Cette réduction à l'intérêt est par conséquent un processus historique qui va de pair avec le développement du système des actions et de la Bourse des valeurs. Aussi longtemps que la société par actions n'est pas la forme dominante et que la négociabilité de l'action n'est pas développée, le dividende comprendra non seulement l'intérêt, mais aussi le bénéfice de l'entrepreneur.

Par conséquent, dès qu'apparaît la société par actions, l'entreprise industrielle fonctionne avec un capital-argent dont la transformation en capital industriel ne produit plus le profit moyen, mais seulement l'intérêt moyen.

Toutefois, il semble qu'ici apparaît une contradiction manifeste. Le capital-argent mis à disposition en tant que capital-actions est transformé en capital industriel. Qu'il fonctionne pour son propriétaire - donc subjectivement - tout à fait à la manière du capital de prêt ne peut sûrement avoir aucune influence sur le revenu de l'entreprise industrielle. Celle-ci produira tout comme avant, dans des conditions normales, le profit moyen. Que la société par actions vende sa marchandise au-dessous du profit moyen, qu'elle renonce volontairement à une partie de son profit, pour répartir un revenu qui ne rapporte que l'intérêt aux actionnaires, est une hypothèse tout à fait improbable. Car chaque entreprise capitaliste cherche à obtenir le plus haut profit possible, et c'est précisément cet effort qui a pour résultat la vente au coût de production, c'est-à-dire à un prix égal au prix de revient, plus le profit moyen.
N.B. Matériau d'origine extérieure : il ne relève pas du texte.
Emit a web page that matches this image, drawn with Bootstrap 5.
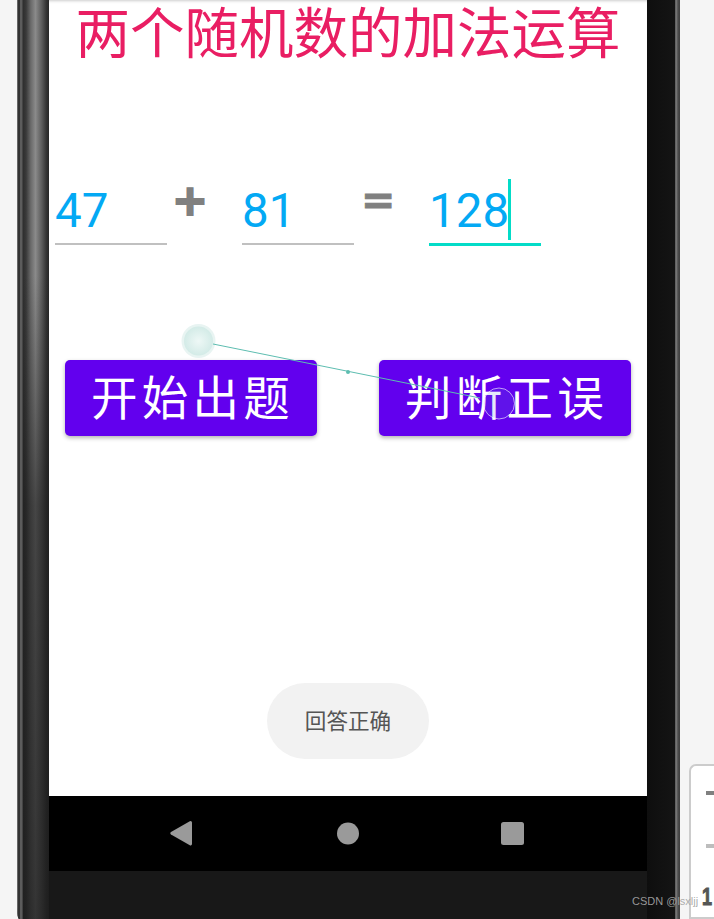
<!DOCTYPE html>
<html lang="zh">
<head>
<meta charset="utf-8">
<title>两个随机数的加法运算</title>
<link href="https://cdn.jsdelivr.net/npm/bootstrap@5.3.0/dist/css/bootstrap.min.css" rel="stylesheet">
<style>
html,body{height:919px;overflow:hidden;}
body{background:#f5f5f5;font-family:"Noto Sans CJK SC","Liberation Sans",sans-serif;}
.stage{height:919px;width:714px;position:relative;overflow:hidden;}
.device{width:663px;margin-left:17px;height:919px;background:#181818;flex:none;overflow:hidden;border-bottom-left-radius:2px 12px;}
.bezel-l{width:32px;flex:none;background:
  linear-gradient(90deg,#666 0,#666 20%,#333 24%,#333 50%,#5c5c5c 54%,#5c5c5c 80%,#333 100%) left top/6px 100% no-repeat,
  linear-gradient(180deg,rgba(28,28,28,0) 30%,rgba(28,28,28,.62) 55%,rgba(28,28,28,.78) 100%) 6px 0/26px 100% no-repeat,
  linear-gradient(90deg,#2e2e2e 0,#3a3a3a 12%,#6a6a6a 30%,#8a8a8a 48%,#5c5c5c 72%,#333 90%,#262626 100%) 6px 0/26px 100% no-repeat;}
.bezel-r{width:33px;flex:none;background:linear-gradient(90deg,#0e0e0e 0,#141414 84%,#4a4a4a 85%,#808080 88%,#666 91%,#4c4c4c 94%,#404040 100%);}
.screen{width:598px;flex:none;}
.app{height:796px;background:#fff;position:relative;box-shadow:inset 0 3px 3px -2px #ccc;}
.app-title{font-family:Roboto,"Noto Sans CJK SC",sans-serif;font-size:54.500px;line-height:69px;color:#e91e63;text-align:center;margin:0;font-weight:400;}
.eq-row{padding:110px 0 0 6px;height:181px;}
.eq-field{width:112px;height:66px;border-bottom:2px solid #c0c0c0;font-family:Roboto,sans-serif;font-size:47.500px;line-height:64px;color:#03a9f4;}
.eq-field.is-on{border-bottom:3px solid #03dcc8;height:67px;}
.eq-caret{display:inline-block;width:3px;height:61px;background:#03dcc8;vertical-align:top;margin:0 0 0 -1px;}
.eq-op{width:75px;height:65px;font-family:"DejaVu Sans",sans-serif;font-weight:700;color:#808080;}
.op-plus{font-size:43px;line-height:43px;padding-left:5px;-webkit-text-stroke:2px #808080;}
.op-eq{font-size:41px;line-height:43px;padding-left:7px;-webkit-text-stroke:1px #808080;}
.act-row{padding:110px 16px 0;}
.act-btn{width:252px;height:76px;background:#6200ee;color:#fff;border:0;border-radius:5px;padding:0 0 6px 3px;font-size:46.500px;line-height:70px;letter-spacing:4.200px;box-shadow:0 2px 4px rgba(0,0,0,.3);}
.act-btn:hover{background:#6200ee;color:#fff;}
.toast-zone{position:absolute;left:0;right:0;top:683px;}
.toast-pill{width:162px;height:76px;border-radius:38px;background:#f2f2f2;color:#555;font-size:21.600px;line-height:74px;text-align:center;}
.nav-bar{height:75px;background:#000;}
.touch-layer{position:absolute;left:0;top:0;pointer-events:none;}
.side-panel{flex:1;margin:764px 0 0 9px;background:#fff;border:2px solid #ccc;border-right:0;border-radius:7px 0 0 0;position:relative;height:155px;}
.side-dash{position:absolute;left:15px;width:10px;height:4px;background:#808080;}
.side-dash.d1{top:25px;}
.side-dash.d2{top:78px;background:#bdbdbd;}
.side-num{position:absolute;left:11px;top:117px;font:700 24px/28px "Liberation Sans",sans-serif;color:#555;-webkit-text-stroke:1px #555;transform:scaleX(.75);transform-origin:left top;}
.wmark{position:absolute;left:632px;top:894px;font:11px/14px "Liberation Sans",sans-serif;color:rgba(165,165,165,.92);}
</style>
</head>
<body class="m-0">
<div class="stage d-flex">
  <div class="device d-flex">
    <div class="bezel-l"></div>
    <div class="screen d-flex flex-column">
      <div class="app">
        <h1 class="app-title">两个随机数的加法运算</h1>
        <div class="eq-row d-flex align-items-start">
          <div class="eq-field">47</div>
          <div class="eq-op op-plus">+</div>
          <div class="eq-field">81</div>
          <div class="eq-op op-eq">=</div>
          <div class="eq-field is-on">128<span class="eq-caret"></span></div>
        </div>
        <div class="act-row d-flex justify-content-between">
          <button class="btn act-btn" type="button">开始出题</button>
          <button class="btn act-btn" type="button">判断正误</button>
        </div>
        <div class="toast-zone d-flex justify-content-center">
          <div class="toast-pill">回答正确</div>
        </div>
      </div>
      <div class="nav-bar d-flex align-items-center">
        <svg width="598" height="75" viewBox="0 0 598 75">
          <path d="M143 26.500v21.500a1.500 1.500 0 0 1-2.200 1.200L122 38.500a1.500 1.500 0 0 1 0-2.500l18.800-10.700a1.500 1.500 0 0 1 2.200 1.200z" fill="#9a9a9a"/>
          <circle cx="299" cy="37.500" r="11" fill="#9a9a9a"/>
          <rect x="452" y="26" width="23" height="23" rx="2.500" fill="#9a9a9a"/>
        </svg>
      </div>
    </div>
    <div class="bezel-r"></div>
  </div>
  <div class="side-panel">
    <div class="side-dash d1"></div>
    <div class="side-dash d2"></div>
    <div class="side-num">1</div>
  </div>
  <svg class="touch-layer" width="714" height="919" viewBox="0 0 714 919">
    <defs>
      <radialGradient id="tg"><stop offset="0" stop-color="#eef8f6"/><stop offset="1" stop-color="#d3ebe7"/></radialGradient>
    </defs>
    <circle cx="198.500" cy="341" r="17" fill="#e8f4f2"/>
    <circle cx="198.500" cy="341" r="14.500" fill="url(#tg)"/>
    <line x1="213" y1="344" x2="480" y2="398" stroke="#5dbdb0" stroke-width="1"/>
    <circle cx="348" cy="372" r="2" fill="#5dbdb0"/>
    <circle cx="499" cy="403.500" r="15.500" fill="rgba(90,120,220,.16)" stroke="rgba(255,255,255,.6)" stroke-width="1"/>
  </svg>
  <div class="wmark">CSDN @lsxljj</div>
</div>
<script src="https://cdn.jsdelivr.net/npm/bootstrap@5.3.0/dist/js/bootstrap.bundle.min.js"></script>
</body>
</html>
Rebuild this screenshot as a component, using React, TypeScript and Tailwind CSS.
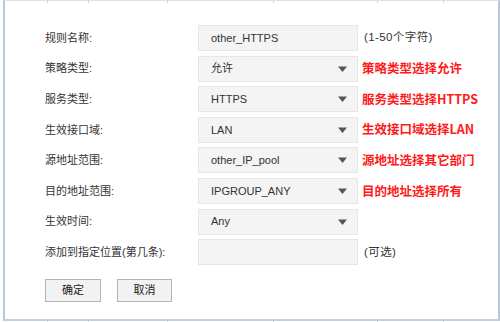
import React from 'react';

type Row = {
    label: string;
    value: string;
    select?: boolean;
    hint?: string;
    note?: string;
};

const rows: Row[] = [
    { label: '规则名称:', value: 'other_HTTPS', hint: '(1-50个字符)' },
    { label: '策略类型:', value: '允许', select: true, note: '策略类型选择允许' },
    { label: '服务类型:', value: 'HTTPS', select: true, note: '服务类型选择HTTPS' },
    { label: '生效接口域:', value: 'LAN', select: true, note: '生效接口域选择LAN' },
    { label: '源地址范围:', value: 'other_IP_pool', select: true, note: '源地址选择其它部门' },
    { label: '目的地址范围:', value: 'IPGROUP_ANY', select: true, note: '目的地址选择所有' },
    { label: '生效时间:', value: 'Any', select: true },
    { label: '添加到指定位置(第几条):', value: '', hint: '(可选)' },
];

// little marks left over from the table columns the shot was cut from
const ticks = [47, 88, 167, 273, 377, 443];

const Caret = () => (
    <svg width="9" height="6" viewBox="0 0 9 6" className="shrink-0">
        <path d="M0 0.5 H9 L4.5 6 Z" fill="#555555" />
    </svg>
);

export default function App() {
    return (
        <div
            className="relative w-[500px] h-[322px] bg-white overflow-hidden"
            style={{ fontFamily: '"Liberation Sans", "Noto Sans CJK SC", sans-serif' }}
        >
            <div className="ml-[3px] w-[497px] h-[321px] border-t border-t-[#e2e2e2] border-l-2 border-r-2 border-b-2 border-l-[#b9c9dd] border-r-[#b9c9dd] border-b-[#c3d2e3] pl-[40px] pt-[24px]">
                <div className="flex flex-col gap-[4.6px]">
                    {rows.map((r) => (
                        <div key={r.label} className="flex items-center h-[26px]">
                            <div className="w-[153px] text-[11px] text-[#333333]">{r.label}</div>
                            <div className="w-[160px] h-[26px] flex items-center justify-between bg-[#f4f4f4] border border-[#e6e6e6] pl-[12px] pr-[10px] text-[11px] text-[#333333]">
                                <span>{r.value}</span>
                                {r.select && <Caret />}
                            </div>
                            {r.hint && (
                                <div className="ml-[6px] text-[11.5px] tracking-[0.4px] text-[#333333]">{r.hint}</div>
                            )}
                            {r.note && (
                                <div
                                    className="ml-[4px] text-[12.5px] font-bold text-[#ff1a1a]"
                                    style={{ fontFamily: '"Noto Sans CJK SC", sans-serif' }}
                                >
                                    {r.note}
                                </div>
                            )}
                        </div>
                    ))}
                </div>
                <div className="flex gap-[16px] mt-[14px]">
                    <button className="w-[56px] h-[23px] bg-[#f2f2f2] border border-[#b4b4b4] text-[11px] text-[#222222]">
                        确定
                    </button>
                    <button className="w-[55px] h-[23px] bg-[#f2f2f2] border border-[#b4b4b4] text-[11px] text-[#222222]">
                        取消
                    </button>
                </div>
            </div>
            {ticks.map((x) => (
                <React.Fragment key={x}>
                    <div className="absolute top-0 w-px h-[3px] bg-[#d6d6d6]" style={{ left: x }} />
                    <div className="absolute top-[319px] w-px h-[3px] bg-[#c3d2e3]" style={{ left: x }} />
                </React.Fragment>
            ))}
        </div>
    );
}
Il semble par conséquent que les facteurs susmentionnés, qui donnent subjectivement au capital-argent placé sous forme d'actions le caractère de capital de prêt, donc de capital portant intérêt, ne suffisent pas pour expliquer que le revenu de l'action se ramène à l'intérêt. Car il resterait à expliquer où est passée l'autre partie du profit, à savoir le profit moyen moins l'intérêt, cette autre partie du profit qui constitue précisément le bénéfice de l'entrepreneur. Voyons cela d'un peu plus près.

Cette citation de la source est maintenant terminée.